I never did write cursively. My handwriting is terrible enough without trying to complicate matters..


----------



## DiscostewSM (Jan 9, 2012)

The only form of cursive I use nowadays is a modified version when I do my signature on checks, documents, etc., but I think not teaching cursive is a bad idea.


----------



## Nujui (Jan 9, 2012)

My handwriting is sorta weird. I mostly write in cursive, though I only only use the lower case letters of it, anything that I captialize is in print. (Except for when I need to sign something with my signature.)

When I get home I guess I can show how I write..


----------



## Phoenix Goddess (Jan 9, 2012)

I write in cursive. Most of my capitalized letters are written in my own style of cursive, though.

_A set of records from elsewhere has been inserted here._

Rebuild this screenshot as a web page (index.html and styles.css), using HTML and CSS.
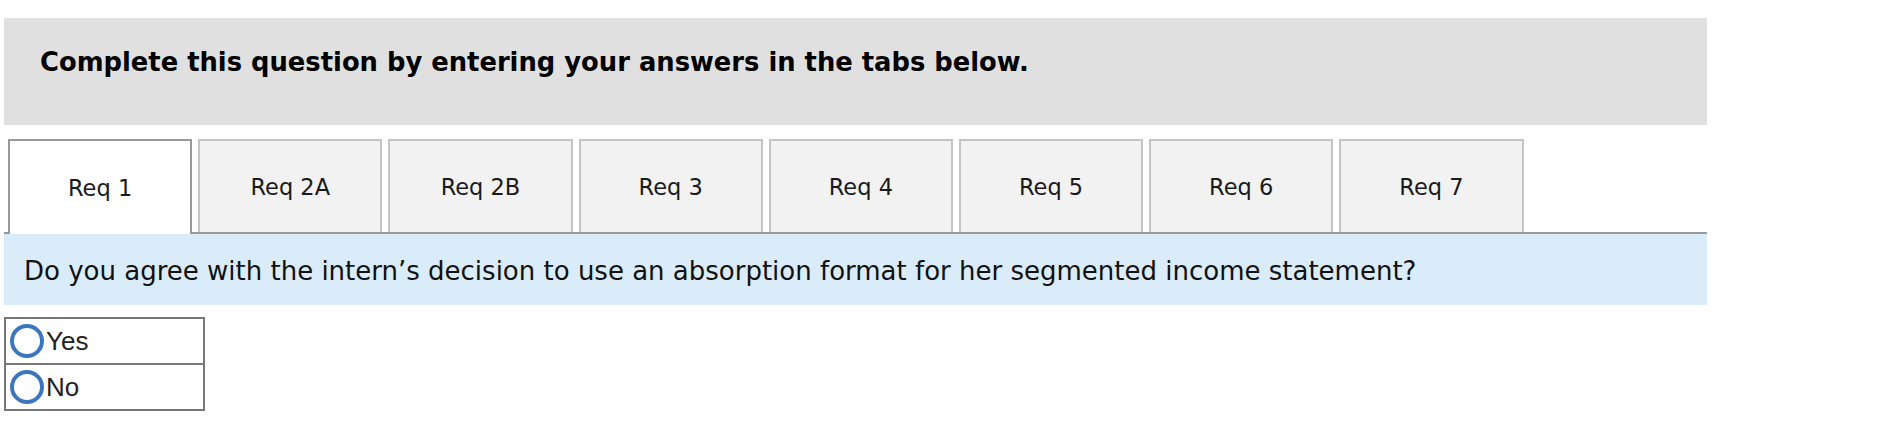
FILE: index.html
```html
<!DOCTYPE html>
<html>
<head>
	<meta charset="utf-8">
	<title>Req 1</title>
	<link rel="stylesheet" href="styles.css">
</head>
<body>
	<div class="wrap">

		<!-- instructions -->
		<div class="instr">Complete this question by entering your answers in the tabs below.</div>

		<!-- tabs -->
		<div class="tabs">
			<div class="tab active">Req 1</div>
			<div class="tab">Req 2A</div>
			<div class="tab">Req 2B</div>
			<div class="tab">Req 3</div>
			<div class="tab">Req 4</div>
			<div class="tab">Req 5</div>
			<div class="tab">Req 6</div>
			<div class="tab">Req 7</div>
		</div>

		<!-- question -->
		<div class="question">Do you agree with the intern’s decision to use an absorption format for her segmented income statement?</div>

		<!-- choices -->
		<table class="choices">
			<tr><td><label class="opt"><span class="radio"></span>Yes</label></td></tr>
			<tr><td><label class="opt"><span class="radio"></span>No</label></td></tr>
		</table>
	</div>
</body>
</html>
```

FILE: styles.css
```css
* {
	margin: 0;
	padding: 0;
	box-sizing: border-box;
}

body {
	font-family: "DejaVu Sans", Verdana, sans-serif;
	color: #000;
	background: #fff;
}

.wrap {
	width: 1707px;
	padding: 18px 0 0 4px;
}

/* gray instruction bar */
.instr {
	height: 107px;
	background-color: #e0e0e0;
	padding: 29px 0 0 36px;
	font-weight: bold;
	font-size: 25.8px;
	line-height: 30px;
}

/* tab strip */
.tabs {
	margin-top: 14px;
	padding-left: 4px;
	display: flex;
	gap: 6px;
	border-bottom: 2px solid #999;
}

.tab {
	width: 184.2px;
	height: 93px;
	background-color: #f2f2f2;
	border: 2px solid #c4c4c4;
	border-bottom: none;
	display: flex;
	justify-content: center;
	align-items: center;
	font-size: 22.5px;
	color: #1a1a1a;
}

.tab.active {
	background-color: #fff;
	border-color: #999;
	height: 95px;
	margin-bottom: -2px;
}

/* question bar */
.question {
	height: 71px;
	background-color: #daecf9;
	padding: 3px 0 0 20px;
	display: flex;
	align-items: center;
	font-size: 26px;
	color: #111;
}

/* yes / no */
.choices {
	margin-top: 12px;
	width: 201px;
	border-collapse: collapse;
	font-family: "Liberation Sans", Arial, sans-serif;
	font-size: 26px;
	color: #222;
}

.choices td {
	border: 2px solid #777;
	height: 46px;
	padding: 0 0 0 4px;
}

.opt {
	display: flex;
	align-items: center;
}

.radio {
	width: 34px;
	height: 34px;
	border: 4px solid #3b76be;
	border-radius: 50%;
	margin-right: 2px;
}
```
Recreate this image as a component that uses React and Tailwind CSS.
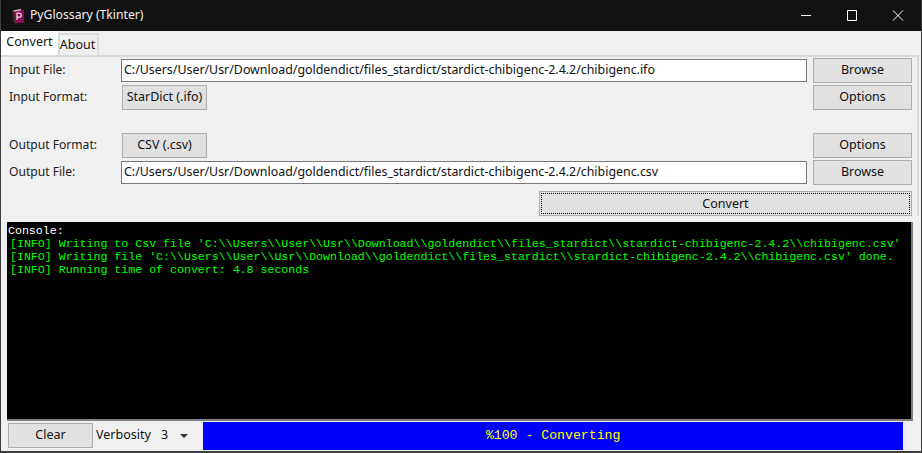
const ui = "font-['Noto_Sans','Open_Sans',sans-serif]";

function Btn({ children, className = "" }) {
  return (
    <div className={`flex h-[25px] items-center justify-center border border-[#adadad] bg-[#e1e1e1] text-[12.5px] text-[#111] ${className}`}>
      {children}
    </div>
  );
}

function Entry({ value }) {
  return (
    <div className="flex h-[23px] w-[686px] items-center border border-[#7a7a7a] bg-white pl-[2px] text-[12.4px] whitespace-nowrap text-[#111]">
      {value}
    </div>
  );
}

function Logo() {
  return (
    <svg width="16" height="16" viewBox="0 0 16 16" className="shrink-0">
      <path d="M4 2.5 14 2V14.5L5 15.5Z" fill="#8e0f55" />
      <path d="M4 2.5 2 3.5 3.5 14.5 5 15.5Z" fill="#352a2e" />
      <path d="M3 2.5 11 1V2.5L4 3.5Z" fill="#e3c6d3" />
      <path d="M7 12V5.2H9.2A2 2 0 0 1 9.2 9.2H7" fill="none" stroke="#f4dbe6" strokeWidth="1.2" />
    </svg>
  );
}

export default function App() {
  return (
    <div className={`flex h-[453px] w-[922px] flex-col overflow-hidden border-x border-b-2 border-[#3c3c3c] bg-[#f0f0f0] ${ui}`}>
      {/* title bar */}
      <div className="flex h-[31px] shrink-0 items-center bg-[#111] pl-[9px] text-white">
        <Logo />
        <span className="ml-[4px] text-[12.2px] text-[#f0f0f0]">PyGlossary (Tkinter)</span>
        <div className="ml-auto flex items-center">
          <svg width="46" height="31" viewBox="0 0 46 31" className="text-white">
            <path d="M18 15.5H28" stroke="currentColor" strokeWidth="1" />
          </svg>
          <svg width="46" height="31" viewBox="0 0 46 31">
            <path d="M18.5 10.5H27.5V20.5H18.5Z" fill="none" stroke="#fff" strokeWidth="1" />
          </svg>
          <svg width="46" height="31" viewBox="0 0 46 31">
            <path d="M18 10.5 28 20.5M28 10.5 18 20.5" fill="none" stroke="#fff" strokeWidth="1" />
          </svg>
        </div>
      </div>

      {/* tabs */}
      <div className="flex h-[24px] shrink-0 items-end text-[12.5px] text-[#111]">
        <div className="flex h-[24px] w-[57px] items-center justify-center bg-white pb-[2px]">Convert</div>
        <div className="flex h-[22px] w-[41px] items-center justify-center border-x-2 border-t-2 border-[#dcdcdc] pr-[2px]">About</div>
      </div>

      {/* pane */}
      <div className="mr-[2px] flex flex-col border-t-2 border-r-2 border-[#d9d9d9] pr-[5px] pl-[8px]">
        <div className="flex h-[27px] items-center justify-between">
          <span className="w-[112px] text-[12.1px] text-[#222]">Input File:</span>
          <Entry value="C:/Users/User/Usr/Download/goldendict/files_stardict/stardict-chibigenc-2.4.2/chibigenc.ifo" />
          <Btn className="ml-[6px] w-[99px]">Browse</Btn>
        </div>
        <div className="flex h-[27px] items-center">
          <span className="w-[113px] text-[12.1px] text-[#222]">Input Format:</span>
          <Btn className="w-[85px]">StarDict (.ifo)</Btn>
          <Btn className="ml-auto w-[99px]">Options</Btn>
        </div>
        <div className="mt-[21px] flex h-[27px] items-center">
          <span className="w-[113px] text-[12.1px] text-[#222]">Output Format:</span>
          <Btn className="w-[85px]">CSV (.csv)</Btn>
          <Btn className="ml-auto w-[99px]">Options</Btn>
        </div>
        <div className="flex h-[27px] items-center justify-between">
          <span className="w-[112px] text-[12.1px] text-[#222]">Output File:</span>
          <Entry value="C:/Users/User/Usr/Download/goldendict/files_stardict/stardict-chibigenc-2.4.2/chibigenc.csv" />
          <Btn className="ml-[6px] w-[99px]">Browse</Btn>
        </div>
        <div className="mt-[5px] flex justify-end">
          <Btn className="w-[373px] pt-[1px] outline-1 -outline-offset-3 outline-black outline-dotted">Convert</Btn>
        </div>
      </div>

      {/* console */}
      <div className="mt-[6px] ml-[6px] h-[199px] w-[906px] shrink-0 overflow-hidden border-r-2 border-b-2 border-[#808080] bg-black pt-[2px] pl-[1px] font-['Liberation_Mono',monospace] text-[11.6px] leading-[13px] whitespace-pre text-[#00ff00]">
        <div className="text-white">Console:</div>
        <div className="pl-[2px]">[INFO] Writing to Csv file 'C:\\Users\\User\\Usr\\Download\\goldendict\\files_stardict\\stardict-chibigenc-2.4.2\\chibigenc.csv'</div>
        <div className="pl-[2px]">[INFO] Writing file 'C:\\Users\\User\\Usr\\Download\\goldendict\\files_stardict\\stardict-chibigenc-2.4.2\\chibigenc.csv' done.</div>
        <div className="pl-[2px]">[INFO] Running time of convert: 4.8 seconds</div>
      </div>

      {/* bottom row */}
      <div className="flex h-[29px] shrink-0 items-center pl-[7px]">
        <Btn className="w-[85px]">Clear</Btn>
        <span className="ml-[3px] w-[65px] text-[12.5px] text-[#111]">Verbosity</span>
        <span className="text-[12.5px] text-[#111]">3</span>
        <svg width="8" height="4" viewBox="0 0 8 4" className="ml-[12px]">
          <path d="M0 0H8L4 4Z" fill="#333" />
        </svg>
        <div className="ml-[15px] flex h-[28px] w-[700px] items-center justify-center bg-[#0000ff] font-['Liberation_Mono',monospace] text-[13.2px] text-[#ffff00]">
          %100 - Converting
        </div>
      </div>
    </div>
  );
}
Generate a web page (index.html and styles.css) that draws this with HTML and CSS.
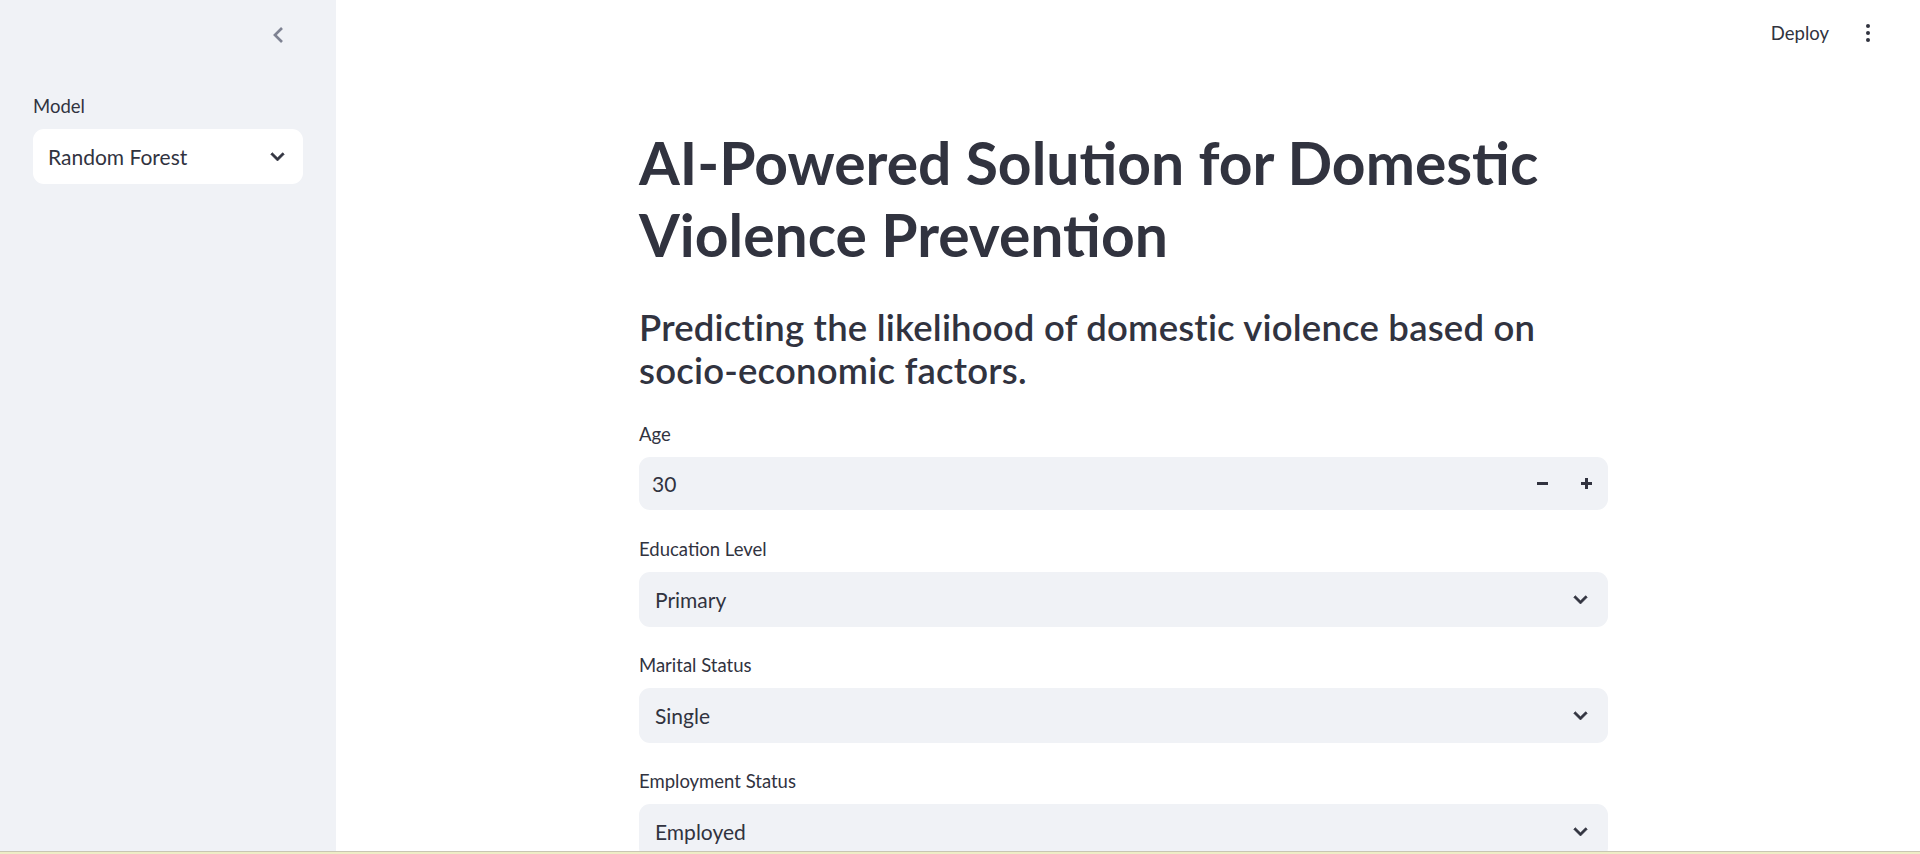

I hope they don't stop teaching cursive writing. That would be quite silly.


----------



## ProtoKun7 (Jan 9, 2012)

I don't write as often now as I once did; I kinda want to write again but I wouldn't know what.
I write in...semi-cursive. Sometimes it's separated, sometimes some letters are joined and others aren't, sometimes it's cursive...


----------



## wasim (Jan 9, 2012)

Sort of cursive, i use cursive for some words and don't use cursive for others. 
But it looks good !


----------



## Ace Overclocked (Jan 9, 2012)

cursive for all the languages i know exept for japanese (besides when i write in arabic it has to be cursive )


----------



## Densetsu (Jan 9, 2012)

I write in cursive.  I find it much more efficient because I don't have to pick the pen up from the paper for every letter I write.  It's faster and neater for me than printing.  I only print when I write things like signs.


----------



## yuyuyup (Jan 9, 2012)

I think they should teach printing, but I always thought cursive was just shit, only good for signatures.  Maybe I just gripped the pencil like an idiot but I didn't find it faster to write at all if I wanted it to be legible in the least.  School fucking sucks.


----------



## mameks (Jan 9, 2012)

I always write by hand.
I don't think I write cursive, but then I dunno what I write.
Spider shit according to most people v:


----------



## ProtoKun7 (Jan 9, 2012)

@[member='yuyuyup']: In my case and most cases I've seen, signatures aren't so much cursive as they are a scribbling seizure.


----------



## CamulaHikari (Jan 9, 2012)

I mostly write by hand, because my writing is faster then typing.
Except when I'm writing stories and such, only write those by hand when I don't have my laptop/tab on hand.
Used to write in cursive, but then my handwriting wasn't readable, so I stopped.
At least now it's readable when I have to take notes.


----------



## DanTheManMS (Jan 9, 2012)

Apart from my signature, I haven't used cursive since 4th grade.  Waste of time IMO.


----------



## Hells Malice (Jan 9, 2012)

/had no idea what cursive was till I googled it.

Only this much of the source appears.